Task objective – Your task is to transcribe all of the data below exactly, omitting the images.

Recorded data –
+++
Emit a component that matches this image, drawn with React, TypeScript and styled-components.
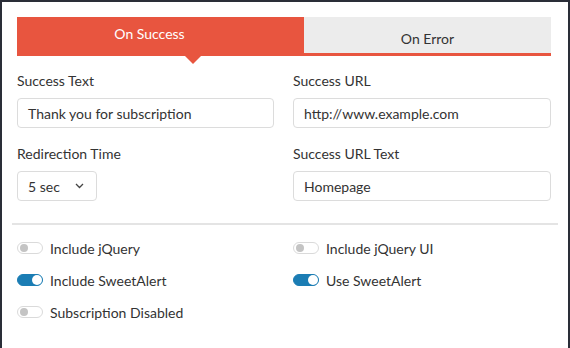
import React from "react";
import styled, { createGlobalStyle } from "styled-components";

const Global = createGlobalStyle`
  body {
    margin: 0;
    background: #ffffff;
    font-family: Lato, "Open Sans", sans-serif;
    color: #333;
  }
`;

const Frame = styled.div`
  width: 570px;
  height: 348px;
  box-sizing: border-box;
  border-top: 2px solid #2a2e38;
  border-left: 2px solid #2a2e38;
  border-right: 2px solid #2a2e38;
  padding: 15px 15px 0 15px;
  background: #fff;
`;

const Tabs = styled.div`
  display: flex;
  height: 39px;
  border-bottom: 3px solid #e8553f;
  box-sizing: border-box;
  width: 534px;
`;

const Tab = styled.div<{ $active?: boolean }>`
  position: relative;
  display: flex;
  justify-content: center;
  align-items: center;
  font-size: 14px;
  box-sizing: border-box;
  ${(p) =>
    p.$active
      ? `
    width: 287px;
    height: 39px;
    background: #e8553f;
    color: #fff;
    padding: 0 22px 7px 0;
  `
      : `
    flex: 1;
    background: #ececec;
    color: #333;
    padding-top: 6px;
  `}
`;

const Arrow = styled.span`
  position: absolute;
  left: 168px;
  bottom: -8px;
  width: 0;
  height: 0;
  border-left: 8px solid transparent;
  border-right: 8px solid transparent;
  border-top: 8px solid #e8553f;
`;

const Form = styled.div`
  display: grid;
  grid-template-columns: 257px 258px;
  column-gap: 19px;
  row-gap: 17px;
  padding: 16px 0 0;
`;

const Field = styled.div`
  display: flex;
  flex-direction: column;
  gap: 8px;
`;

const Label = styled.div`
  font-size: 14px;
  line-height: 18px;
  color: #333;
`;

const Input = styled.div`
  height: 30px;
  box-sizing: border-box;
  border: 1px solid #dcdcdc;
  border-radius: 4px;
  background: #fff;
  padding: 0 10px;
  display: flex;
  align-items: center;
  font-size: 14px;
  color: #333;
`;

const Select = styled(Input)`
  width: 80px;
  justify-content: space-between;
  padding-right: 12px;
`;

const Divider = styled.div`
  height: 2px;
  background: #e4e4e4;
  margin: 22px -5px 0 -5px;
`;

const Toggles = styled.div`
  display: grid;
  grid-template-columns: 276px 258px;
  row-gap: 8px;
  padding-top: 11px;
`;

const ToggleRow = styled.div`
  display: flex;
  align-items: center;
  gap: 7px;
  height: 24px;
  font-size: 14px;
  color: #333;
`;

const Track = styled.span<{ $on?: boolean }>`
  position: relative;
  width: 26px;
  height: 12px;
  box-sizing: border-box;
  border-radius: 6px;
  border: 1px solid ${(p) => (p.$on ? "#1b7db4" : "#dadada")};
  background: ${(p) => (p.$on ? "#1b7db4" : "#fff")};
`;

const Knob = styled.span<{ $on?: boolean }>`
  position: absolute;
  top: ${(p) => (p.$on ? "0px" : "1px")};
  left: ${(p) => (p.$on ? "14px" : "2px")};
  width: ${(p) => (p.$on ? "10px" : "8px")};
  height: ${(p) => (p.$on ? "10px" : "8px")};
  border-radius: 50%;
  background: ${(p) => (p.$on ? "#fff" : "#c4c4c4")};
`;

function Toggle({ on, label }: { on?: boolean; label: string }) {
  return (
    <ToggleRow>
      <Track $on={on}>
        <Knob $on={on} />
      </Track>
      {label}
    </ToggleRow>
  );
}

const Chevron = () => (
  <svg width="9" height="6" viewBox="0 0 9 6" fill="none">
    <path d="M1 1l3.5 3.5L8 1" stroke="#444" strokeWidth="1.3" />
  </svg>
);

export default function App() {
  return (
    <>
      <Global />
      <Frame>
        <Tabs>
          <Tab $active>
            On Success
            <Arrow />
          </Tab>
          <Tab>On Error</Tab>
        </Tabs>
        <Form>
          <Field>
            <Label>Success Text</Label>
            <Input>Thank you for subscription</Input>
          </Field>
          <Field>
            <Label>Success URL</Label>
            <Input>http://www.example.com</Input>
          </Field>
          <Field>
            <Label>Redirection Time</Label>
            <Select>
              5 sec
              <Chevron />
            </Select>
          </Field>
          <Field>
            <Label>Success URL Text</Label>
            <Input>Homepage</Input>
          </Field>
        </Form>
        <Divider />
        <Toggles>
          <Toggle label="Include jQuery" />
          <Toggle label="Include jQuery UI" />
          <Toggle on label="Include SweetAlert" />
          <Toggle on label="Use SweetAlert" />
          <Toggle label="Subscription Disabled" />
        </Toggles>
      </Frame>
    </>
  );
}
+++
The answer –
Emit a component that matches this image, drawn with React, TypeScript and styled-components.
import React from "react";
import styled, { createGlobalStyle } from "styled-components";

const Global = createGlobalStyle`
  body {
    margin: 0;
    background: #ffffff;
    font-family: Lato, "Open Sans", sans-serif;
    color: #333;
  }
`;

const Frame = styled.div`
  width: 570px;
  height: 348px;
  box-sizing: border-box;
  border-top: 2px solid #2a2e38;
  border-left: 2px solid #2a2e38;
  border-right: 2px solid #2a2e38;
  padding: 15px 15px 0 15px;
  background: #fff;
`;

const Tabs = styled.div`
  display: flex;
  height: 39px;
  border-bottom: 3px solid #e8553f;
  box-sizing: border-box;
  width: 534px;
`;

const Tab = styled.div<{ $active?: boolean }>`
  position: relative;
  display: flex;
  justify-content: center;
  align-items: center;
  font-size: 14px;
  box-sizing: border-box;
  ${(p) =>
    p.$active
      ? `
    width: 287px;
    height: 39px;
    background: #e8553f;
    color: #fff;
    padding: 0 22px 7px 0;
  `
      : `
    flex: 1;
    background: #ececec;
    color: #333;
    padding-top: 6px;
  `}
`;

const Arrow = styled.span`
  position: absolute;
  left: 168px;
  bottom: -8px;
  width: 0;
  height: 0;
  border-left: 8px solid transparent;
  border-right: 8px solid transparent;
  border-top: 8px solid #e8553f;
`;

const Form = styled.div`
  display: grid;
  grid-template-columns: 257px 258px;
  column-gap: 19px;
  row-gap: 17px;
  padding: 16px 0 0;
`;

const Field = styled.div`
  display: flex;
  flex-direction: column;
  gap: 8px;
`;

const Label = styled.div`
  font-size: 14px;
  line-height: 18px;
  color: #333;
`;

const Input = styled.div`
  height: 30px;
  box-sizing: border-box;
  border: 1px solid #dcdcdc;
  border-radius: 4px;
  background: #fff;
  padding: 0 10px;
  display: flex;
  align-items: center;
  font-size: 14px;
  color: #333;
`;

const Select = styled(Input)`
  width: 80px;
  justify-content: space-between;
  padding-right: 12px;
`;

const Divider = styled.div`
  height: 2px;
  background: #e4e4e4;
  margin: 22px -5px 0 -5px;
`;

const Toggles = styled.div`
  display: grid;
  grid-template-columns: 276px 258px;
  row-gap: 8px;
  padding-top: 11px;
`;

const ToggleRow = styled.div`
  display: flex;
  align-items: center;
  gap: 7px;
  height: 24px;
  font-size: 14px;
  color: #333;
`;

const Track = styled.span<{ $on?: boolean }>`
  position: relative;
  width: 26px;
  height: 12px;
  box-sizing: border-box;
  border-radius: 6px;
  border: 1px solid ${(p) => (p.$on ? "#1b7db4" : "#dadada")};
  background: ${(p) => (p.$on ? "#1b7db4" : "#fff")};
`;

const Knob = styled.span<{ $on?: boolean }>`
  position: absolute;
  top: ${(p) => (p.$on ? "0px" : "1px")};
  left: ${(p) => (p.$on ? "14px" : "2px")};
  width: ${(p) => (p.$on ? "10px" : "8px")};
  height: ${(p) => (p.$on ? "10px" : "8px")};
  border-radius: 50%;
  background: ${(p) => (p.$on ? "#fff" : "#c4c4c4")};
`;

function Toggle({ on, label }: { on?: boolean; label: string }) {
  return (
    <ToggleRow>
      <Track $on={on}>
        <Knob $on={on} />
      </Track>
      {label}
    </ToggleRow>
  );
}

const Chevron = () => (
  <svg width="9" height="6" viewBox="0 0 9 6" fill="none">
    <path d="M1 1l3.5 3.5L8 1" stroke="#444" strokeWidth="1.3" />
  </svg>
);

export default function App() {
  return (
    <>
      <Global />
      <Frame>
        <Tabs>
          <Tab $active>
            On Success
            <Arrow />
          </Tab>
          <Tab>On Error</Tab>
        </Tabs>
        <Form>
          <Field>
            <Label>Success Text</Label>
            <Input>Thank you for subscription</Input>
          </Field>
          <Field>
            <Label>Success URL</Label>
            <Input>http://www.example.com</Input>
          </Field>
          <Field>
            <Label>Redirection Time</Label>
            <Select>
              5 sec
              <Chevron />
            </Select>
          </Field>
          <Field>
            <Label>Success URL Text</Label>
            <Input>Homepage</Input>
          </Field>
        </Form>
        <Divider />
        <Toggles>
          <Toggle label="Include jQuery" />
          <Toggle label="Include jQuery UI" />
          <Toggle on label="Include SweetAlert" />
          <Toggle on label="Use SweetAlert" />
          <Toggle label="Subscription Disabled" />
        </Toggles>
      </Frame>
    </>
  );
}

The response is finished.